Today’s publication features an in-depth seasonality analysis, including a breakdown of the current sector rotation, where is the stock market in the presidential cycle, and key strategic insights for 2026. I also include our mid-week update, reviewing the high-probability setups posted on Friday and Saturday. Unlock the full range of institutional-grade content by upgrading your subscription today.

Let’s begin.

The “Market Cycle” acts as a leading indicator for the broader “Economic Cycle.”

Historically, sectors rotate in a sequence as the market moves from a bottom to a top:

  • Market Bottom / Early Bull Market: Investors typically flock to Technology and Consumer Discretionary in anticipation of recovery.

  • Expansion / Bull Market: Leadership broadens to include Industrials and Financials as lending and manufacturing activity accelerate.

  • Market Top / Late Expansion: As the economy overheats and inflation rises, capital rotates into Energy and Basic Materials.

  • Bear Market / Recession: Defensive sectors like Utilities, Consumer Staples, and Health Care tend to outperform as investors seek stability.

The performance data for 2026 Year-To-Date (YTD) indicates a clear rotation toward late-cycle and defensive sectors, signaling that the market may be navigating a late expansion phase.

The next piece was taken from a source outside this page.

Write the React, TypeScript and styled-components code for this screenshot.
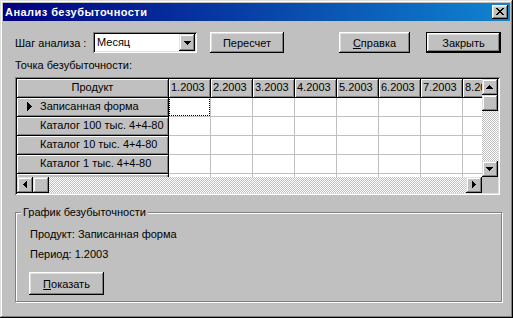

The Momentum Map confirms this transition. Energy (XLE) and Materials (XLB) are firmly in the "Leading" quadrant, exhibiting both high strength and positive momentum (potentially overbought). Meanwhile, Consumer Staples (XLP) came from Improving, moving toward leadership as a defensive hedge. Conversely, former market darlings in Technology (XLK) have drifted into the "Lagging" quadrant, suggesting a temporary exhaustion of the growth trade (potentially oversold).

Seasonality: The February Hurdle

While sector rotation provides the “what,” seasonality often provides the “when.” Historical data since 2007 reveals that February has been frequently the least bullish month of the year during the last 20 years.

  • The February Slump: SPX data shows February often yields a low percentage of positive months (approx. 50%) and flat-to-negative average returns compared to the strong rallies seen in April (+1.54%) or November (+2.08%).

  • March Recovery: Seasonality charts show a historical tendency for a “dip” in late February, followed by a recovery in March as the market prepares for a typically bullish second quarter.

  • Choppy 2026: See the red upper line in the following chart presenting the price movements during 2026, if you feel confused as a new investor or trader, find some comfort considering that the beginning of 2026 has been specially volatile and directionless for the S&P 500 in comparison with recent years.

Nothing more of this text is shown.